2020年10月09日
松田聖子のヒット曲「青い珊瑚礁」のさわり「あー、私の恋は……」が流れてくると、なぜか私の頭の中では自転車に乗って入学したばかりの大学に向かうシーンがフラッシュバックする。彼女がデビューした当時、かわいらしく媚びを売っているように見えるその素振りは「ぶりっこ」と言われ、私が最も苦手とするタイプの女子だった。けれども、そんな「アンチ」をよそに多くの女友だちは「聖子ちゃんカット」というふわふわしたかわいいカールのかかった髪型にしていたし、実際そういう子が男子に人気があったように思う。
嫌いなはずなのに、なぜか「カセットテープ」でヒットソングを聞いていたし、嫌いなはずなのに特に1980年~1990年代の彼女の曲は全部口ずさむほど歌えるのだ。そんなあるとき、4つ下の妹が「彼女の歌声って、聞く人をなんだか幸せな気持ちにしてくれるんだよね」と言った。なあるほど、と思った。つい聞いてしまうのは、やはり彼女の「歌」と「歌声」のせいなのだ。
その後、聖子ちゃんは郷ひろみとの破局、神田正輝との電撃結婚はもとより、外国人との恋愛ツーショット写真が女性週刊誌に出たりと「恋多き女」として、何かと話題を振りまき、なんだか多くのスキャンダルで叩かれまくっていたイメージだった。「聖子ちゃん、こんなに叩かれて大丈夫なのかな?」という心配をよそに彼女は全く動じなかった。

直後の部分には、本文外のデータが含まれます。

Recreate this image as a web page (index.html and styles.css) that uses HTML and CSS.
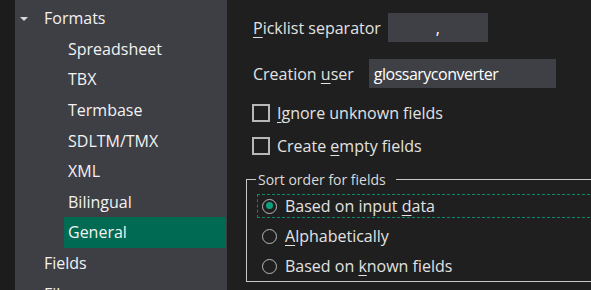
FILE: index.html
```html
<!DOCTYPE html>
<html lang="en">
<head>
    <meta charset="UTF-8">
    <title>Options - General</title>
    <link rel="stylesheet" href="styles.css">
</head>
<body>
    <div class="window">
        <div class="strip"></div>
        <div class="tree">
            <div class="node parent"><span class="arrow"></span>Formats</div>
            <div class="node child">Spreadsheet</div>
            <div class="node child">TBX</div>
            <div class="node child">Termbase</div>
            <div class="node child">SDLTM/TMX</div>
            <div class="node child">XML</div>
            <div class="node child">Bilingual</div>
            <div class="node selected">General</div>
            <div class="node parent">Fields</div>
            <div class="node parent">Files</div>
        </div>
        <div class="content">
            <div class="field-row first">
                <span class="label"><u>P</u>icklist separator</span>
                <span class="textbox separator">,</span>
            </div>
            <div class="field-row second">
                <span class="label">Creation <u>u</u>ser</span>
                <span class="textbox user">glossaryconverter</span>
            </div>
            <div class="check-row">
                <span class="checkbox"></span>
                <span><u>I</u>gnore unknown fields</span>
            </div>
            <div class="check-row">
                <span class="checkbox"></span>
                <span>Create <u>e</u>mpty fields</span>
            </div>
            <fieldset class="group">
                <legend>Sort order for fields</legend>
                <div class="radio-row focused">
                    <span class="radio checked"></span>
                    <span>Based on input <u>d</u>ata</span>
                </div>
                <div class="radio-row">
                    <span class="radio"></span>
                    <span><u>A</u>lphabetically</span>
                </div>
                <div class="radio-row">
                    <span class="radio"></span>
                    <span>Based on <u>k</u>nown fields</span>
                </div>
            </fieldset>
        </div>
    </div>
</body>
</html>
```

FILE: styles.css
```css
html, body {
    margin: 0;
    padding: 0;
    background-color: #1f1f1f;
    overflow: hidden;
}
body {
    font-family: "Open Sans", "Noto Sans", Arial, sans-serif;
    font-size: 16px;
    color: #e2e2e2;
}
u {
    text-decoration-thickness: 1px;
    text-underline-offset: 3px;
}
.window {
    display: flex;
    height: 290px;
    overflow: hidden;
}
.strip {
    flex-shrink: 0;
    width: 15px;
    background-color: #1c1c1c;
}
.tree {
    flex-shrink: 0;
    width: 212px;
    background-color: #3e3e45;
    padding-top: 3px;
    color: #f2f2f2;
}
.node {
    height: 30.6px;
    display: flex;
    align-items: center;
    white-space: nowrap;
}
.node.parent {
    position: relative;
    padding-left: 29px;
}
.node.child {
    padding-left: 53px;
}
.node.selected {
    margin-left: 49px;
    width: 158px;
    padding-left: 4px;
    background-color: #006a53;
}
.arrow {
    position: absolute;
    left: 5px;
    top: 14px;
    border-left: 4px solid transparent;
    border-right: 4px solid transparent;
    border-top: 4px solid #d8d8d8;
}
.content {
    flex: 1;
    min-width: 0;
    padding-left: 26px;
}
.field-row {
    display: flex;
    align-items: center;
    height: 29px;
    white-space: nowrap;
}
.field-row.first {
    margin-top: 13px;
}
.field-row.second {
    margin-top: 17px;
    margin-bottom: 16px;
}
.textbox {
    flex-shrink: 0;
    background-color: #3f3f46;
    height: 29px;
    display: flex;
    align-items: center;
    color: #ffffff;
}
.separator {
    width: 100px;
    margin-left: 7px;
    justify-content: center;
}
.user {
    width: 182px;
    margin-left: 15px;
    padding-left: 5px;
    letter-spacing: -0.5px;
}
.check-row {
    display: flex;
    align-items: center;
    height: 18px;
    margin-bottom: 15px;
    white-space: nowrap;
}
.checkbox {
    flex-shrink: 0;
    width: 14px;
    height: 14px;
    border: 2px solid #b8b8b8;
    margin-left: -1px;
    margin-right: 7px;
}
.group {
    box-sizing: border-box;
    margin: 9px 0 0 -7px;
    width: 420px;
    height: 112px;
    border: 1px solid #c8c8c8;
    padding: 0 0 0 10px;
}
.group legend {
    font-size: 14px;
    padding: 0 10px 0 2px;
    margin-left: -1px;
    color: #dadada;
}
.radio-row {
    box-sizing: border-box;
    display: flex;
    align-items: center;
    height: 24px;
    margin-bottom: 6px;
    padding-left: 4px;
    border: 1px dashed transparent;
    white-space: nowrap;
}
.radio-row.focused {
    border-color: #0a8a6a;
    margin-top: 5px;
}
.radio {
    flex-shrink: 0;
    box-sizing: border-box;
    position: relative;
    width: 15px;
    height: 15px;
    border: 1.5px solid #b8b8b8;
    border-radius: 50%;
    margin-right: 8px;
}
.radio.checked::after {
    content: "";
    position: absolute;
    left: 2.5px;
    top: 2.5px;
    width: 7px;
    height: 7px;
    border-radius: 50%;
    background-color: #11a07c;
}
```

ドラマにも出ていたけれど、当時はドラマの主題歌になるとヒットするというのが今以上に定番だった頃で、正直役者としてはそれほど上手ではない(と私には見えた)彼女が一生懸命演技するのを見て「そうか、歌いたいために演技してるんだろうな」と自分なりの勝手な解釈をしたものだった。
「歌が好き、とにかく歌いたい」、それが芯にしっかりある人なんだということが徐々に「アンチ」の私にも伝わってきた。スキャンダルにも負けず、自分の「歌」という信念で貫かれたその姿に、「叶わない」という思いが沸き始め、「聖子ちゃんはすごい、ただの女の子じゃないんだ」とやっと気づいた。

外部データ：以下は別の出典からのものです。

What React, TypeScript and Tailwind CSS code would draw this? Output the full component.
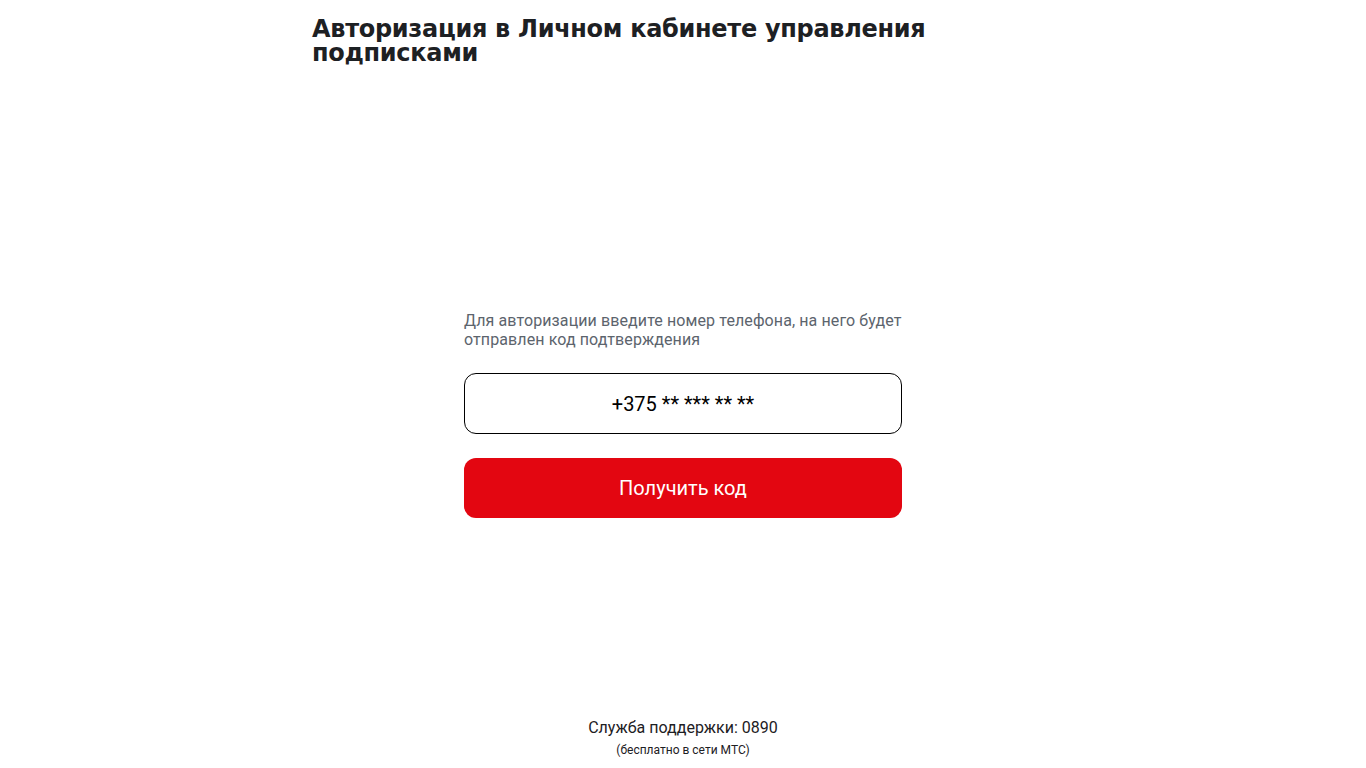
export default function App() {
  return (
    <div className="flex min-h-screen flex-col bg-white font-['Roboto',sans-serif]">
      <div className="mx-auto w-[742px] pt-[17px]">
        <h1 className="w-[660px] font-['DejaVu_Sans',sans-serif] text-[24px] font-bold leading-[24px] tracking-[-0.3px] text-[#1d2023]">
          Авторизация в Личном кабинете управления подписками
        </h1>
      </div>

      <div className="mx-auto mt-[246px] w-[438px]">
        <p className="text-[16px] leading-[19px] tracking-[0.1px] text-[#5c646d]">
          Для авторизации введите номер телефона, на него будет отправлен код подтверждения
        </p>
        <div className="mt-[24px] flex h-[61px] items-center justify-center rounded-[12px] border border-black">
          <span className="text-[20px] text-black">+375 ** *** ** **</span>
        </div>
        <button className="mt-[24px] flex h-[60px] w-full items-center justify-center rounded-[12px] bg-[#e30611] text-[20px] text-white">
          Получить код
        </button>
      </div>

      <div className="mt-auto pb-[10px] text-center text-[#1d2023]">
        <div className="text-[16px] leading-[24px]">Служба поддержки: 0890</div>
        <div className="mt-[2px] text-[12px] leading-[16px]">(бесплатно в сети МТС)</div>
      </div>
    </div>
  );
}
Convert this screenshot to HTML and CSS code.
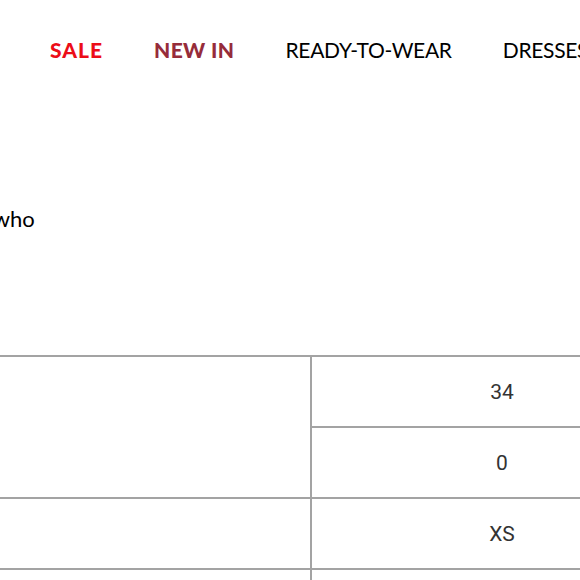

2020年春以降、コロナ禍の影響を受けて、エンタテイメントというエンタテイメントが根こそぎ奪われた生活の中で、夜、YouTubeを少し見てから寝るというサイクルになってしまった。そのときに、なぜかつい「聖子ちゃん」の歌を選んで聞き入った。「あー、この声がキャンディボイスという高音まで透き通って出せる声のことなんだな」と「アンチ時代」には全く気付かなかった彼女の声の抜け感が頭に響いた。